The Federal Reserve Banks hold the reserves of the member banks, i.e. the commercial banks which are members of the Federal Reserve System. The FR Banks supply the member banks with currency if necessary and act to them as lenders by rediscounting bills. The Board determines the reserve requirements of the commercial banks. The Board too really determines discount-rates. The Board discount rate corresponds in nature to the English Bank rate, though the Federal Reserve Banks do not always have the same discount rate.
The Federal Reserve System, in collaboration with the Government of the U.S.A., determines monetary policy and, aided by the Federal Reserve Banks, carries it out.
All national banks must be members of the Federal Reserve System. Incorporated state banks including commercial banks, mutual savings banks, trust companies, and industrial banks, may also join the System.
Incorporated state banks are those which have a charter from the state to act as an individual.
Mutual savings banks are savings banks owned by their depositors. Industrial banks make loans for the purchase or manufacture of industrial products.
QUESTIONS
1. When was the bank of England established?
2. What are the layers of English banking system?
3. Name the services commercial banks render in England?
4. What can you say about foreign banks in England?
5. Who is elected and who is appointed in the English banks?
6. How can shareholders get the dividends?
7. What are specific features of the Federal Reserve System of the USA?
8. What are its functions as the central banking system of the USA?
9. In what way is the English bank connected with the FRS?
10. Describe types of American incorporated banks.
contraction - getting smaller or shorter tremendous growth – huge growth afloat – having enough money to operate and stay out of debt fee – a payment made for special service street vendors – persons who sell something in the street refuge – protection from troubles to impoverish – make poor to lodge – to place on the assets lucrative – bringing a good profit to evade – avoid (doing something) by cunning
THE COMMERCIAL BANKS
In the conditions of contracting output that dominated the first five years of Ukrainian independence any significant accumulation of capital into private hands could only be achieved by redistributing the already existing capital, be it productive assets or circulating money capital.
If the state's way of holding back the pace of economic dislocation and contraction was to subsidize the costs of heavy industry production and to print money in an effort to recoup these costs from the disposed income of consumers, the resulting inflationary spiral was also conducive to the diversion and private accumulation of social wealth by commercial banks.

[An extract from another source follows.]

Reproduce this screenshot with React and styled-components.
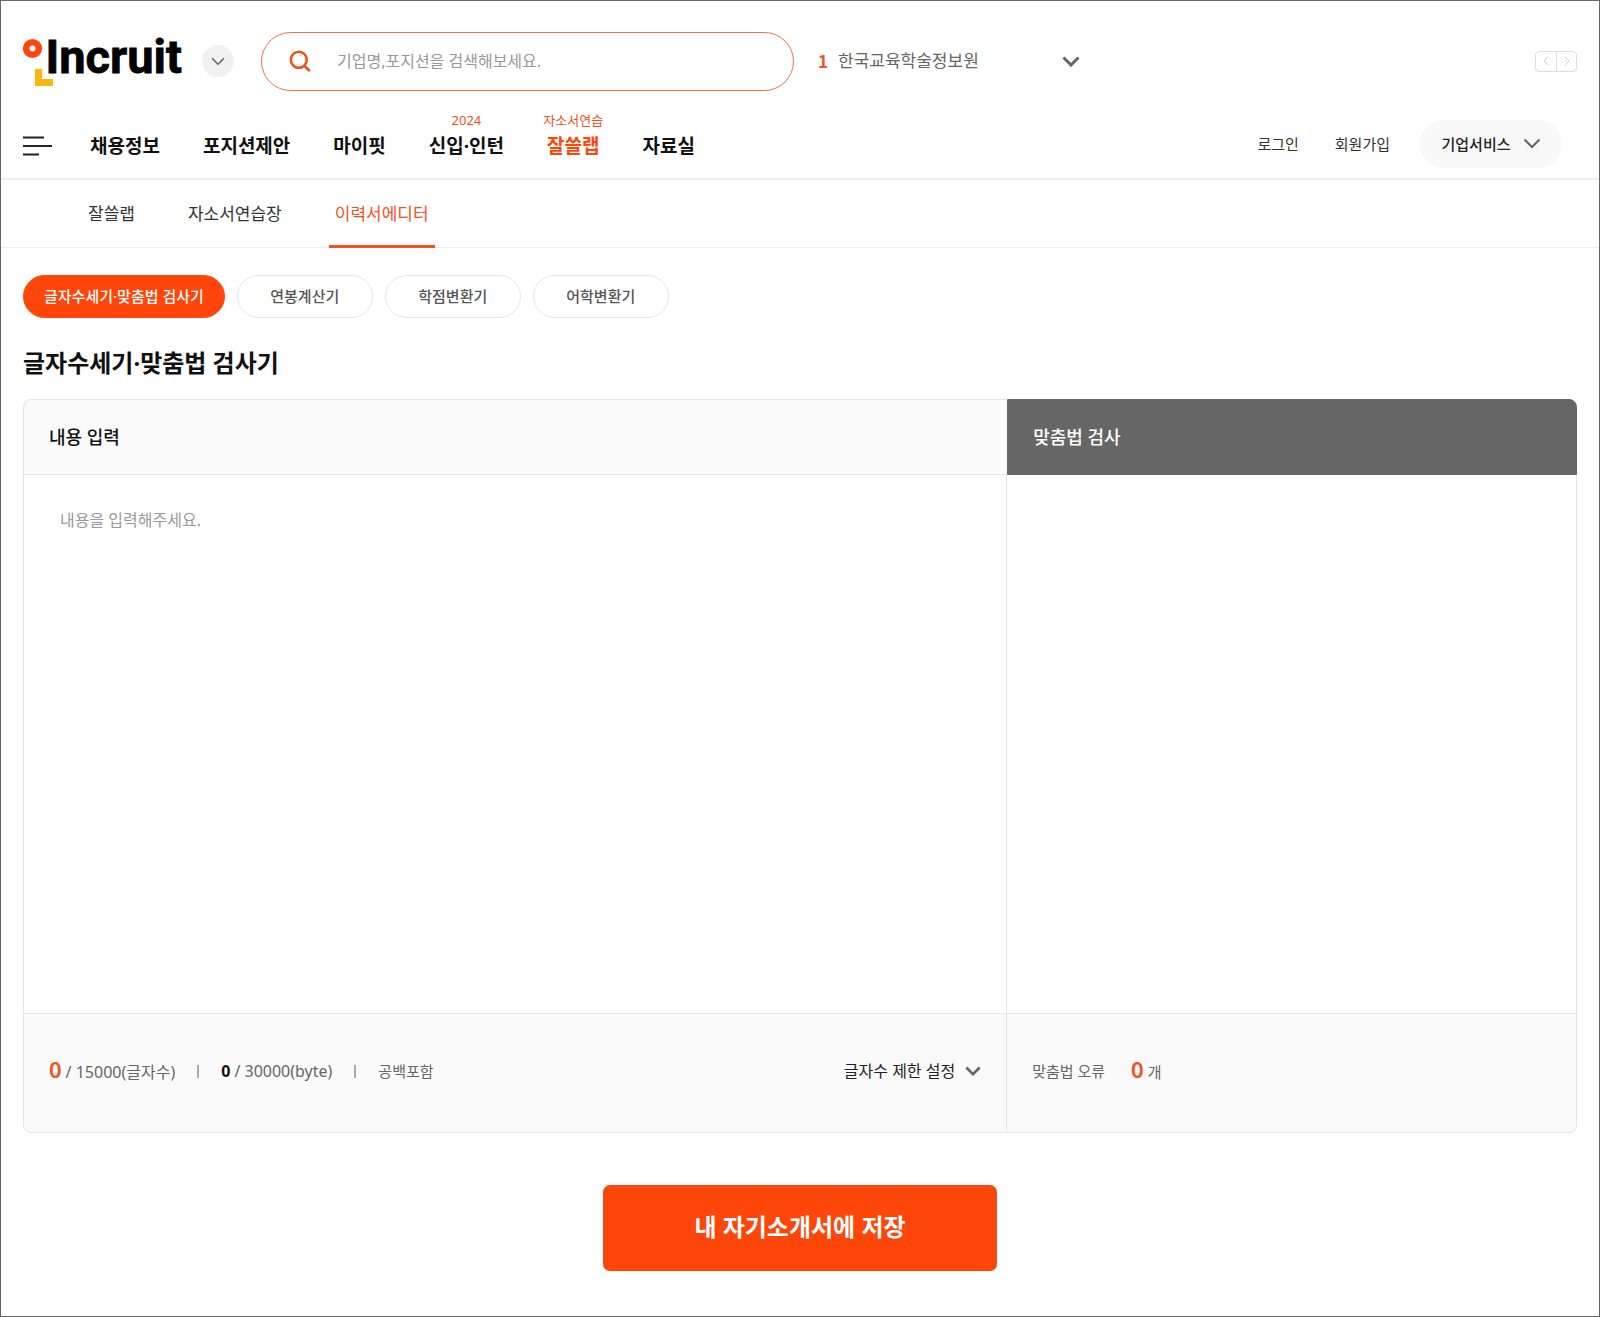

Ukraine's biggest banks grew out of the reorganization of republic branches of the Soviet central banks in 1988-90. They lay the foundation for the National Bank of Ukraine (NBU) and several large banks serving key state industries. Small commercial banks also made an appearance in this period to serve the new private sector. In March 1991 the Verkhovna Rada adopted the Law on Banks and Banking, which called for their consolidation into a two tier system with the NBU as the central bank responsible for national currency issuance and clearing, foreign exchange and domestic interest rate policies, and a second tier of independent banks regulated by the NBU.
Three of the five big banks of the second tier - Prominvestbank, Ukrsotsbank and APB Ukraina were registered as shareholding companies in 1990, making them the property of specific state economic enterprises and government organizations.
But in 1993, when the Cabinet of Ministers resolved to put all the shares of state organizations under the control of the Ministry of Finance, these banks' boards of directors handed ownership rights over to new private companies and to named individuals working in the banks, the state enterprises and government organizations - i.e. to themselves as physical and juridical persons. By the end of 1994 two thirds of all the capital of Prominvestbank and 95% of that held by APB Ukraina and Ukrsotsbank were in private hands.
Between 1991 and 1993 the five largest independent banks - Ukreximbank and Oshchadbank in addition to the three cited above - took control of 90 percent of all banking services and 95 percent of all foreign currency operations in Ukraine. However, over the next three years to 1998 their share of banking services and operations decreased to 60 percent as a result of the tremendous growth of private commercial banks.
The banks accumulated money capital in several unorthodox ways. The directors of loss-making state enterprises lobbied the Verkhovna Rada and the Cabinet repeatedly and successfully for subsidies to keep them afloat. Part of the subsidies was channelled through their banks to finance domestic and foreign trade by their own and other private companies. The big banks' directors, representing substantial sectors of the economy, had privileged access to state officials that granted export and import licenses. The banks also got their credit from the National Bank of Ukraine at rates of interest that were far lower than the rate of inflation. Merely by exchanging the coupon credits into hard currency and waiting a few months before buying back enough coupons to repay the loan could the holder earn quite a few dollars. The big banks sold on some of their credits to the smaller, less well connected commercial banks for their use in money and commodity trade, and made an immediate profit from the inflated transaction fees and insurance premiums on the loans. From their own premises and through a network of thousands of franchised street vendors the banks additionally traded in foreign currencies with the population at large, who regularly sought refuge from inflation for their domestic currency earnings in the dollar and were then forced to sell them back as the cost of living spiralled upwards. Thus the wave of inflation which was impoverishing large numbers of people in these years provided a profitable environment for those who received state subsidies, credits and licenses to trade in their capacity as state enterprise managers and who then used them for private and corporate gain in their capacity as directors and shareholders of independent banks.
The government set out to stop the run on state funds from the National Bank and the state budget through to the commercial banks. State officials and enterprise managers with access to various funds (especially agricultural credit and conversion funds) from which they could make speculative earnings were investigated. Under the chairmanship of Viktor Yushchenko, the NBU changed the way it extended credit to the commercial banks from an "administrative division of resources" to credit auctions, and finally by offering state bonds.
In August 1998 the government banned the use of foreign currency as payment in the domestic retail and service sectors. The commercial banks were no longer permitted to hold foreign currencies on deposit, and were required to lodge them with the NBU instead.